Download the free Host Launch Checklist from Rental Host Kit and use it to organize your property setup, guest rules, cleaning process, check-in details, and launch tasks before your first booking.

Get the free Host Launch Checklist

Airbnb listing setup FAQ

What do I need before publishing an Airbnb listing?

Before publishing an Airbnb listing, prepare your property, photos, amenities list, title, description, guest limit, house rules, pricing, calendar, cleaning process, check-in instructions, and guest messages. You should also check local laws, building rules, and Airbnb policies before accepting bookings.

Should I publish my Airbnb listing before everything is perfect?

You do not need perfection, but you should not publish before the basics are ready.
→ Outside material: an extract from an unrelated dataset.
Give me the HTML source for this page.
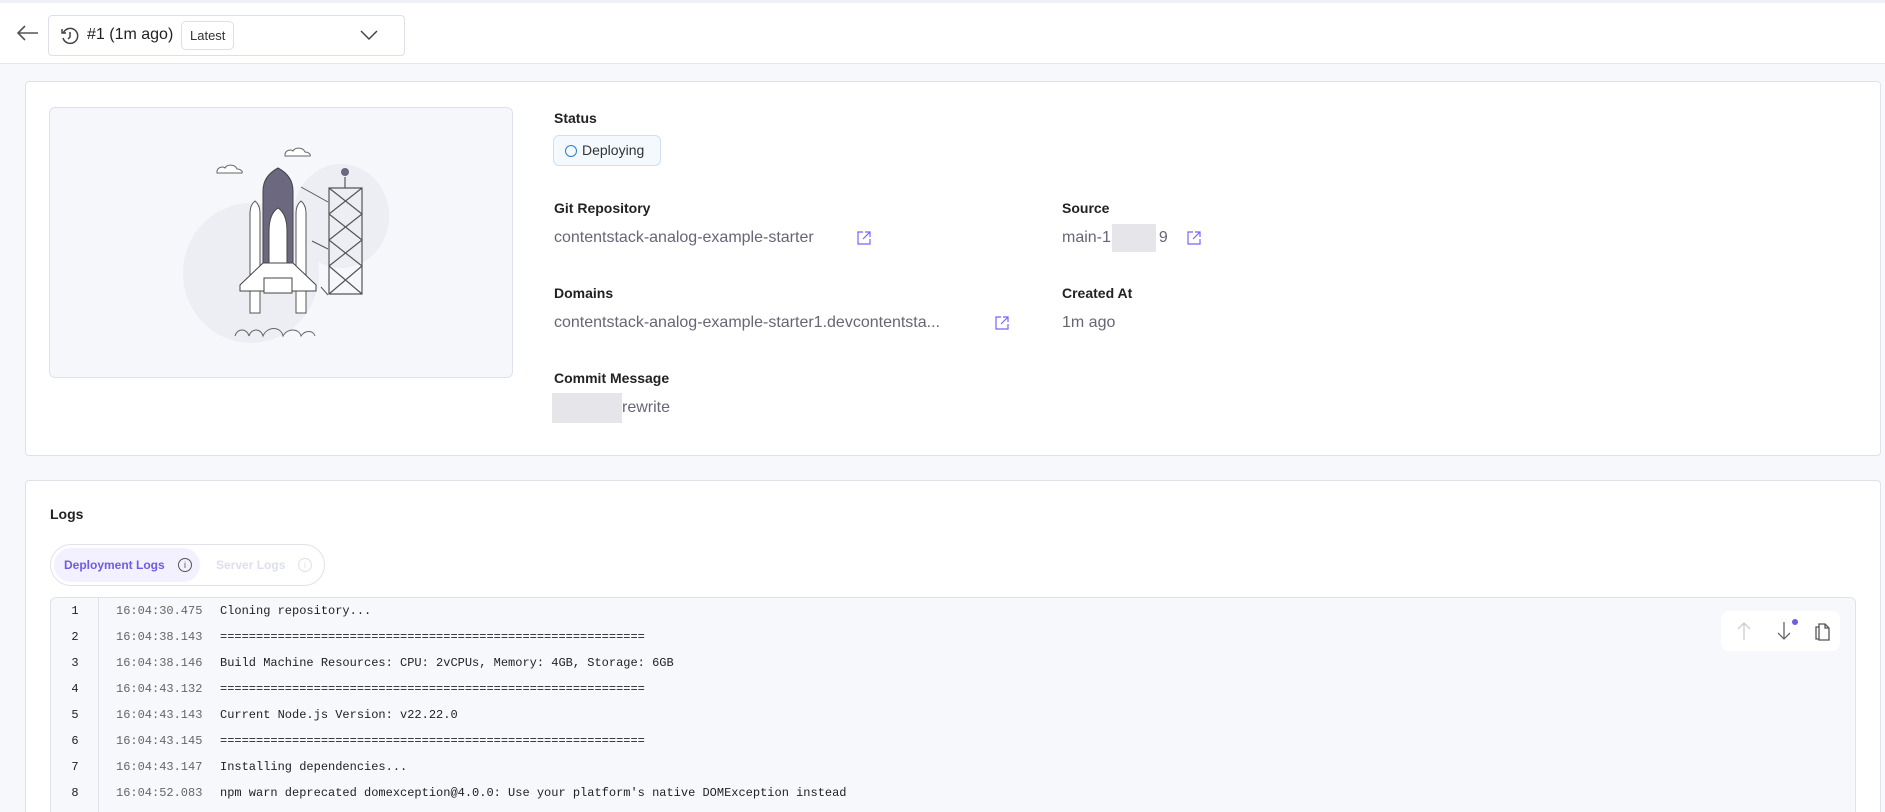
<!DOCTYPE html>
<html><head><meta charset="utf-8"><style>
*{box-sizing:border-box;margin:0;padding:0}
html,body{width:1885px;height:812px;overflow:hidden}
body{background:#f7f8fc;font-family:"Liberation Sans",sans-serif;color:#222;position:relative}
#wrap{position:absolute;left:0;top:0;width:1885px;height:812px;overflow:hidden}
.top{position:absolute;left:0;top:0;width:1885px;height:64px;background:#fff;border-top:3px solid #eef0f8;border-bottom:1px solid #e6e8f0}
.dd{position:absolute;left:48px;top:12px;width:357px;height:41px;border:1px solid #dde0ea;border-radius:4px;background:#fff}
.card{position:absolute;background:#fff;border:1px solid #dfe2ea;border-radius:4px}
.lbl{position:absolute;font-size:14px;font-weight:bold;color:#222;line-height:16px}
.val{position:absolute;font-size:16px;color:#666677;line-height:20px}
.ext{position:absolute;width:16px;height:16px}
.mono{font-family:"Liberation Mono",monospace;font-size:12px}
.row{position:absolute;left:0;height:26px;line-height:26px}
.row .n{position:absolute;left:0;width:48px;text-align:center;color:#222}
.row .t{position:absolute;left:65px;color:#666}
.row .m{position:absolute;left:169px;color:#222;white-space:pre}
</style></head><body><div id="wrap">
<div class="top">
<svg style="position:absolute;left:17px;top:22px" width="22" height="16" viewBox="0 0 22 16"><path d="M21 8H2M8 1L1 8l7 7" fill="none" stroke="#555" stroke-width="1.6"/></svg>
<div class="dd">
<svg style="position:absolute;left:11px;top:10px" width="20" height="20" viewBox="0 0 20 20"><path d="M3.5 6.5A7.5 7.5 0 1 1 3 12" fill="none" stroke="#444" stroke-width="1.5"/><path d="M2 3v4h4" fill="none" stroke="#444" stroke-width="1.5"/><path d="M10 6v5l-2 2" fill="none" stroke="#444" stroke-width="1.5"/></svg>
<span style="position:absolute;left:38px;top:10px;font-size:16px;color:#222">#1 (1m ago)</span>
<span style="position:absolute;left:132px;top:5px;height:29px;line-height:27px;padding:0 8px;border:1px solid #dde0ea;border-radius:5px;font-size:13px;color:#333">Latest</span>
<svg style="position:absolute;left:311px;top:14px" width="18" height="11" viewBox="0 0 18 11"><path d="M1 1l8 8 8-8" fill="none" stroke="#444" stroke-width="1.5"/></svg>
</div>
</div>

<div class="card" style="left:25px;top:81px;width:1856px;height:375px">
<div style="position:absolute;left:23px;top:25px;width:464px;height:271px;background:#f6f7fb;border:1px solid #dfe2ea;border-radius:6px">
<svg width="464" height="271" viewBox="49 107 464 271" style="position:absolute;left:0;top:0">
<ellipse cx="250" cy="272" rx="68" ry="70" fill="#eceef4"/>
<ellipse cx="340" cy="215" rx="48" ry="52" fill="#eceef4"/>
<path d="M216 170c1-4 6-5 8-3 2-4 10-4 12 1 4 0 6 3 5 4h-25z" fill="#fff" stroke="#666" stroke-width="1"/>
<path d="M284 153c1-4 6-5 8-3 2-4 10-4 12 1 4 0 6 3 5 4h-25z" fill="#fff" stroke="#666" stroke-width="1"/>
<path d="M262 273v-83q0-15 15-23q15 8 15 23v83z" fill="#6b6880" stroke="#444" stroke-width="1"/>
<path d="M268 285v-55q0-17 9-23q9 6 9 23v55z" fill="#fff" stroke="#444" stroke-width="1"/>
<path d="M249 312v-100q0-8 5-12q5 4 5 12v100z" fill="#fff" stroke="#555" stroke-width="1"/>
<path d="M295 312v-100q0-8 5-12q5 4 5 12v100z" fill="#fff" stroke="#555" stroke-width="1"/>
<path d="M262 262l-23 22v6h76v-6l-23-22z" fill="#fff" stroke="#444" stroke-width="1"/>
<path d="M263 277h28v15h-28z" fill="#fff" stroke="#444" stroke-width="1"/>
<path d="M328 293h33v-106h-33zM328 187l33 26M361 187l-33 26M328 213l33 26M361 213l-33 26M328 239l33 26M361 239l-33 26M328 265l33 28M361 265l-33 28M344 187v-11" fill="none" stroke="#555" stroke-width="1.2"/>
<circle cx="344" cy="171" r="4" fill="#6b6880"/>
<path d="M300 186l27 15M311 240l16 8M320 286l7 8" stroke="#555" stroke-width="1"/>
<path d="M234 335c2-8 12-8 14 0 2-8 12-8 14 0 4-10 18-10 20 0 4-8 16-8 18 0 4-6 12-6 14 0" fill="none" stroke="#666" stroke-width="1"/>
</svg>
</div>
<div class="lbl" style="left:528px;top:28px">Status</div>
<div style="position:absolute;left:527px;top:53px;width:108px;height:31px;border:1px solid #cfe0ef;background:#f3f9fd;border-radius:6px;font-size:14px;color:#333;line-height:29px;padding-left:28px">Deploying<span style="position:absolute;left:11px;top:9px;width:12px;height:12px;border:1.5px solid #2f7fd0;border-radius:50%"></span></div>
<div class="lbl" style="left:528px;top:118px">Git Repository</div>
<div class="val" style="left:528px;top:146px">contentstack-analog-example-starter</div>
<div class="lbl" style="left:1036px;top:118px">Source</div>
<div class="val" style="left:1036px;top:146px">main-1<span style="display:inline-block;width:48px"></span>9</div>
<div style="position:absolute;left:1086px;top:142px;width:44px;height:28px;background:#e6e6ea"></div>
<div class="lbl" style="left:528px;top:203px">Domains</div>
<div class="val" style="left:528px;top:231px">contentstack-analog-example-starter1.devcontentsta...</div>
<div class="lbl" style="left:1036px;top:203px">Created At</div>
<div class="val" style="left:1036px;top:231px">1m ago</div>
<div class="lbl" style="left:528px;top:288px">Commit Message</div>
<div style="position:absolute;left:526px;top:311px;width:70px;height:30px;background:#e6e6ea"></div>
<div class="val" style="left:596px;top:316px">rewrite</div>
<svg class="ext" style="left:830px;top:148px" viewBox="0 0 16 16"><path d="M7 2H2v12h12V9M9 2h5v5M14 2L7 9" fill="none" stroke="#7b61ff" stroke-width="1.2"/></svg>
<svg class="ext" style="left:1160px;top:148px" viewBox="0 0 16 16"><path d="M7 2H2v12h12V9M9 2h5v5M14 2L7 9" fill="none" stroke="#7b61ff" stroke-width="1.2"/></svg>
<svg class="ext" style="left:968px;top:233px" viewBox="0 0 16 16"><path d="M7 2H2v12h12V9M9 2h5v5M14 2L7 9" fill="none" stroke="#7b61ff" stroke-width="1.2"/></svg>
</div>

<div class="card" style="left:25px;top:480px;width:1856px;height:345px;overflow:hidden">
<div class="lbl" style="left:24px;top:25px">Logs</div>
<div style="position:absolute;left:24px;top:63px;width:275px;height:42px;border:1px solid #dfe2ea;border-radius:21px">
<div style="position:absolute;left:3px;top:3px;width:146px;height:34px;background:#f3f1ff;border-radius:17px"></div>
<span style="position:absolute;left:13px;top:13px;font-size:12px;font-weight:bold;color:#6c5ce7">Deployment Logs</span>
<span style="position:absolute;left:127px;top:13px;width:14px;height:14px;border:1px solid #555;border-radius:50%;font-size:9px;text-align:center;line-height:12px;color:#555">i</span>
<span style="position:absolute;left:165px;top:13px;font-size:12px;font-weight:bold;color:#dde0ea">Server Logs</span>
<span style="position:absolute;left:247px;top:13px;width:14px;height:14px;border:1px solid #dde0ea;border-radius:50%;font-size:9px;text-align:center;line-height:12px;color:#dde0ea">i</span>
</div>
<div class="mono" style="position:absolute;left:24px;top:116px;width:1806px;height:260px;background:#f7f8fc;border:1px solid #dfe2ea;border-radius:6px">
<div style="position:absolute;left:47px;top:0;bottom:0;border-left:1px solid #dfe2ea"></div>
<div class="row" style="top:0px"><span class="n">1</span><span class="t">16:04:30.475</span><span class="m">Cloning repository...</span></div>
<div class="row" style="top:26px"><span class="n">2</span><span class="t">16:04:38.143</span><span class="m">===========================================================</span></div>
<div class="row" style="top:52px"><span class="n">3</span><span class="t">16:04:38.146</span><span class="m">Build Machine Resources: CPU: 2vCPUs, Memory: 4GB, Storage: 6GB</span></div>
<div class="row" style="top:78px"><span class="n">4</span><span class="t">16:04:43.132</span><span class="m">===========================================================</span></div>
<div class="row" style="top:104px"><span class="n">5</span><span class="t">16:04:43.143</span><span class="m">Current Node.js Version: v22.22.0</span></div>
<div class="row" style="top:130px"><span class="n">6</span><span class="t">16:04:43.145</span><span class="m">===========================================================</span></div>
<div class="row" style="top:156px"><span class="n">7</span><span class="t">16:04:43.147</span><span class="m">Installing dependencies...</span></div>
<div class="row" style="top:182px"><span class="n">8</span><span class="t">16:04:52.083</span><span class="m">npm warn deprecated domexception@4.0.0: Use your platform's native DOMException instead</span></div>
<div style="position:absolute;left:1670px;top:13px;width:119px;height:40px;background:#fff;border-radius:8px">
<svg style="position:absolute;left:15px;top:10px" width="16" height="20" viewBox="0 0 16 20"><path d="M8 19V2M2 8l6-6 6 6" fill="none" stroke="#ccc" stroke-width="1.3"/></svg>
<svg style="position:absolute;left:55px;top:10px" width="16" height="20" viewBox="0 0 16 20"><path d="M8 1v17M2 12l6 6 6-6" fill="none" stroke="#666" stroke-width="1.3"/></svg>
<span style="position:absolute;left:71px;top:8px;width:6px;height:6px;border-radius:50%;background:#6c5ce7"></span>
<svg style="position:absolute;left:94px;top:10px" width="16" height="20" viewBox="0 0 16 20"><path d="M4 3h6l4 4v12H4z M10 3v4h4 M4 6H1v12h3" fill="none" stroke="#555" stroke-width="1.3"/></svg>
</div>
</div>
</div>
</div></body></html>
Photos, guest limits, house rules, cleaning, calendar availability, and check-in instructions should be prepared before the listing goes live.

Can I use phone photos for my Airbnb listing?

Yes, you can use phone photos if they are bright, clear, accurate, and well edited. However, professional photos can help the listing look more trustworthy and polished, especially in competitive markets.

What house rules should new Airbnb hosts include?

New Airbnb hosts should include rules for maximum guests, visitors, parties, quiet hours, smoking, pets, parking, shared amenities, trash disposal, checkout, damage, and building or condo policies where applicable.

Should I use instant book as a beginner Airbnb host?

Instant book can make booking easier, but beginners should review their guest requirements, calendar, check-in process, and house rules first. If your property requires ID registration, parking approval, or building admin steps, make sure your message flow is ready before using instant book.

What is the biggest Airbnb listing mistake beginners make?

One of the biggest mistakes is rushing the listing before the operational details are ready. A nice property still needs accurate photos, clear rules, reliable cleaning, check-in instructions, calendar control, and guest communication.